[Supplied information]
Start

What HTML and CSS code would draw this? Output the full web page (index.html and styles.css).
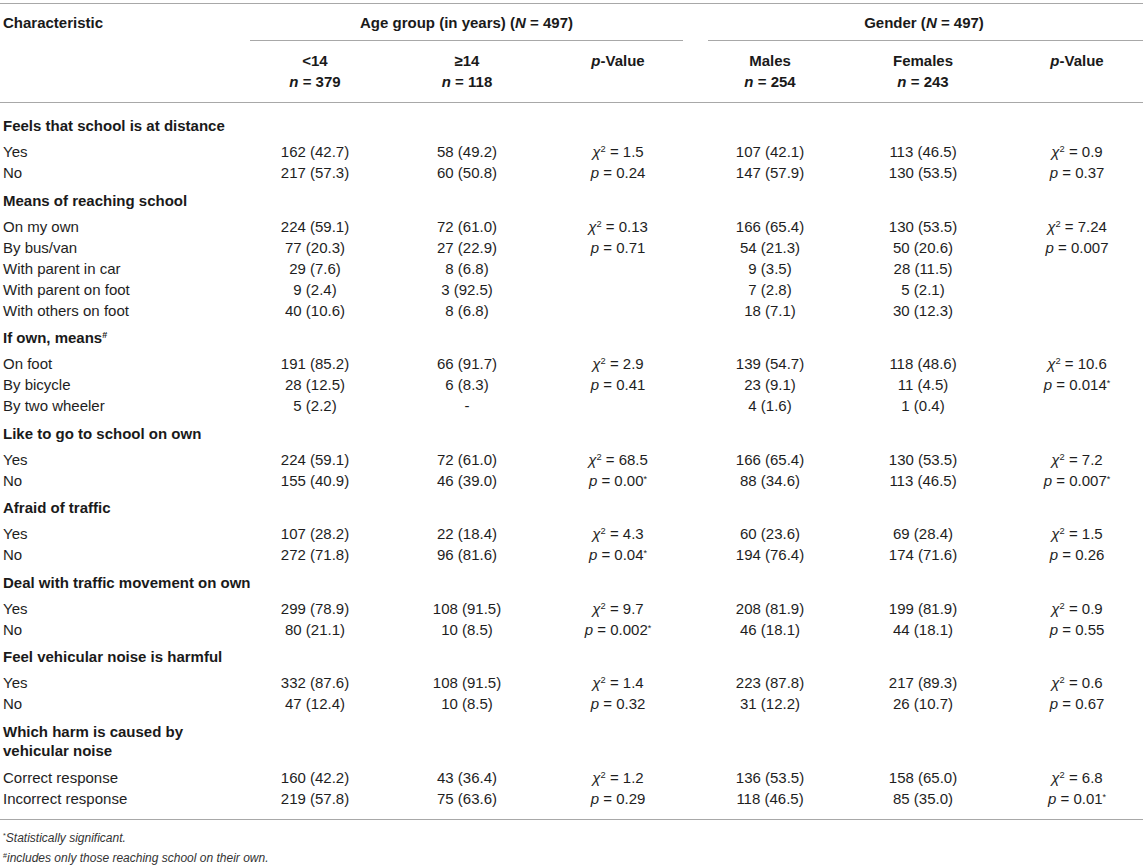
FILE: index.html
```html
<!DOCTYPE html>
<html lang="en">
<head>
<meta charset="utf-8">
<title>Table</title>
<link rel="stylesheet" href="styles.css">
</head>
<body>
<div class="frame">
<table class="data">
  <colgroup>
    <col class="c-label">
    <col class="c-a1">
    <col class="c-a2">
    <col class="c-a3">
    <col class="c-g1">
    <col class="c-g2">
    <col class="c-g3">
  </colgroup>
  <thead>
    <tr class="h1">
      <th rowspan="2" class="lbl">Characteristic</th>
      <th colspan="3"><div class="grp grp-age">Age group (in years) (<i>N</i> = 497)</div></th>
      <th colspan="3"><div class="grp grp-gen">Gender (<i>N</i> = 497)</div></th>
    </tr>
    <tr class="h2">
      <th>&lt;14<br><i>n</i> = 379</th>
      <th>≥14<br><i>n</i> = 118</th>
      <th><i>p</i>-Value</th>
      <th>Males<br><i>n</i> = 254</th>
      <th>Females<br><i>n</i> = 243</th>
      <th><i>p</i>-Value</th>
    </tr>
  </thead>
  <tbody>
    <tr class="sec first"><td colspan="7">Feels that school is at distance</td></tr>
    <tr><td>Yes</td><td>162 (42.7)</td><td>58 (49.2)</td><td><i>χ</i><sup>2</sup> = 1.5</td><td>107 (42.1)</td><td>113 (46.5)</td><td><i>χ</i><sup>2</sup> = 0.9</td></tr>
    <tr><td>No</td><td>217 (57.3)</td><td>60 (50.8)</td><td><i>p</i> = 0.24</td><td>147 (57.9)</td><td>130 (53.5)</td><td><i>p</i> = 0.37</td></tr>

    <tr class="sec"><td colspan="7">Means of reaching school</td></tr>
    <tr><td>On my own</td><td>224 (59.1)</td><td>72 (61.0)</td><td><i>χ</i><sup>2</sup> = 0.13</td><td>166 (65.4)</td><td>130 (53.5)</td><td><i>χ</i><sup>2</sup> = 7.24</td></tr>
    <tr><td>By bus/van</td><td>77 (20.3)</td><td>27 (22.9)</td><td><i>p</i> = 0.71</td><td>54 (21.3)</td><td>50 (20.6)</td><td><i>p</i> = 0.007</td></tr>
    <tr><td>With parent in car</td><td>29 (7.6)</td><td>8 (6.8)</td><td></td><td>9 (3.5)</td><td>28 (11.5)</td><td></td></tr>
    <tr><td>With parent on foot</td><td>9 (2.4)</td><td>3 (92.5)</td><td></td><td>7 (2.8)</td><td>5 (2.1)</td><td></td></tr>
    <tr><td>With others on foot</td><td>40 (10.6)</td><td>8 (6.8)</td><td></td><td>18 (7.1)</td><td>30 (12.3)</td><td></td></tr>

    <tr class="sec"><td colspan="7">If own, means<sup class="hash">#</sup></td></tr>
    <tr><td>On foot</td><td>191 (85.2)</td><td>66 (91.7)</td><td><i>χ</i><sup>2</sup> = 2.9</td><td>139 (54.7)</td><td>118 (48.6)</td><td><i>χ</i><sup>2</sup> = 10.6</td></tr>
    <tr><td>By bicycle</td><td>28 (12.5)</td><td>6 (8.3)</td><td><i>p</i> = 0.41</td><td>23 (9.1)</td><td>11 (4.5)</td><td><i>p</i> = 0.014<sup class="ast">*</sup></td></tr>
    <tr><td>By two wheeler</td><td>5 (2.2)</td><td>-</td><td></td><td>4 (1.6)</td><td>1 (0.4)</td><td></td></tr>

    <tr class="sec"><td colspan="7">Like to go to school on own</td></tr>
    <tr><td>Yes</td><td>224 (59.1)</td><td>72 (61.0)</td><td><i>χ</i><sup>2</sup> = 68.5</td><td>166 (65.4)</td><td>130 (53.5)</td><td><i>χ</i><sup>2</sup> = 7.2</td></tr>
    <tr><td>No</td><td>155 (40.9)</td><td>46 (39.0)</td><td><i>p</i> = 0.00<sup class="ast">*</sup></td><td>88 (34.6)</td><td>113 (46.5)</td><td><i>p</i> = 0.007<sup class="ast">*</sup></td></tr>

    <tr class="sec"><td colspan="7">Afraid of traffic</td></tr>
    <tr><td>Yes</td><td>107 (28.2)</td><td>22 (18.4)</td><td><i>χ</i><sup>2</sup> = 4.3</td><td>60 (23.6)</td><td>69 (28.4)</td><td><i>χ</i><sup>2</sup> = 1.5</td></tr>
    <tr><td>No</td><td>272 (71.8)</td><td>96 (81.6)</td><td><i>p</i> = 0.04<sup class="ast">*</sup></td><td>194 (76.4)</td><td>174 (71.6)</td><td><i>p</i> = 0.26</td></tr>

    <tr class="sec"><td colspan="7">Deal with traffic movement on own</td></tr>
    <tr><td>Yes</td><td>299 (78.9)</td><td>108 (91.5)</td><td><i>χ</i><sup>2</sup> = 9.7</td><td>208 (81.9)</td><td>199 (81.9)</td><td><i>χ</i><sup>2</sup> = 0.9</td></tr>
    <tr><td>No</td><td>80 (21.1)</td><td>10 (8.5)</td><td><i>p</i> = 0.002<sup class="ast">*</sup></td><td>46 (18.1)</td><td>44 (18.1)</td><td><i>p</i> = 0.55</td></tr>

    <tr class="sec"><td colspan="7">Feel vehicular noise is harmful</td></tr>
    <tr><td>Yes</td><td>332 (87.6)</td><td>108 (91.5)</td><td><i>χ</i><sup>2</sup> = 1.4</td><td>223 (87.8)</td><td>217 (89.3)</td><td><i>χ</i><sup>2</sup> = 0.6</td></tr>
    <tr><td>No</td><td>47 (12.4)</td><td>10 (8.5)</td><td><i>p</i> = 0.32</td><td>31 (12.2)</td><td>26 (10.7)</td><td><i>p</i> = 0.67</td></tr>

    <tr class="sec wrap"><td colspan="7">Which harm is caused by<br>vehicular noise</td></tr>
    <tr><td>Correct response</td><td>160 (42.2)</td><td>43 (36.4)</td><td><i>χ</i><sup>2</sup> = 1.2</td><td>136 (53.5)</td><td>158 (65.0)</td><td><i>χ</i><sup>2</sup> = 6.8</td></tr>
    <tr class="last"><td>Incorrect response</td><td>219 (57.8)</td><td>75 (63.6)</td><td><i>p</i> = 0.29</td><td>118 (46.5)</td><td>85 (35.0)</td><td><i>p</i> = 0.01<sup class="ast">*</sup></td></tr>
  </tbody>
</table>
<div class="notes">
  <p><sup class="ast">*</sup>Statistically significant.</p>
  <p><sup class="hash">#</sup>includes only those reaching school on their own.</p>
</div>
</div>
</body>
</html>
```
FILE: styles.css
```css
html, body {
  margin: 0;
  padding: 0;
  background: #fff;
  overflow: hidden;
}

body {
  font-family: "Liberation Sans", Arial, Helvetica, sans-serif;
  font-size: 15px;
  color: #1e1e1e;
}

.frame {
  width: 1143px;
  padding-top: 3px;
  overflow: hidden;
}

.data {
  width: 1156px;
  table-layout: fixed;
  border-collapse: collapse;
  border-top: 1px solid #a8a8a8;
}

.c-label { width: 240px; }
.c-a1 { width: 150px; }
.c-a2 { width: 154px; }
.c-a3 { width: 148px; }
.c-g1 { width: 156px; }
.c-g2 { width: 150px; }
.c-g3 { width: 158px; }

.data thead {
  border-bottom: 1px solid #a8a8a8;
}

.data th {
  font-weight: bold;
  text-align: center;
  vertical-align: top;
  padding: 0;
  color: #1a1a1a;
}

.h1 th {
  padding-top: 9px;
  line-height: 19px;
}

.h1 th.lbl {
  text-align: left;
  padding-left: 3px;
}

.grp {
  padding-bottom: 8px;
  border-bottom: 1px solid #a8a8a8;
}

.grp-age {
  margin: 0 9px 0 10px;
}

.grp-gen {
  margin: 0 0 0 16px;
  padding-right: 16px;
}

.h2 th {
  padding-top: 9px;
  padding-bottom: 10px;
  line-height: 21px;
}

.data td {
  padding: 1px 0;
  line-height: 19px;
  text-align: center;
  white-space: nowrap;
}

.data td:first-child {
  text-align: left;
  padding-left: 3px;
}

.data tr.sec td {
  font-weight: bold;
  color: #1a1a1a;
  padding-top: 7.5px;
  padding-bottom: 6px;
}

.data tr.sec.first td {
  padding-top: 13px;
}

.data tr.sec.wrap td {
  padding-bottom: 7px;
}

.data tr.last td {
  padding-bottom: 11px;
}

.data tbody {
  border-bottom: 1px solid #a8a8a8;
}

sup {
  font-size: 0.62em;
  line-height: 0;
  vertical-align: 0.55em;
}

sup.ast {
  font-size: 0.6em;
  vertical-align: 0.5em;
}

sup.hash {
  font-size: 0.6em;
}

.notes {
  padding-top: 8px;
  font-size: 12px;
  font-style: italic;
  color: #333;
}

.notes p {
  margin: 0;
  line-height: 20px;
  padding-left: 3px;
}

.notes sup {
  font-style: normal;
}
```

End

[Exercise directions]
Copy each line that holds the word "index".

[Result]
What HTML and CSS code would draw this? Output the full web page (index.html and styles.css).
FILE: index.html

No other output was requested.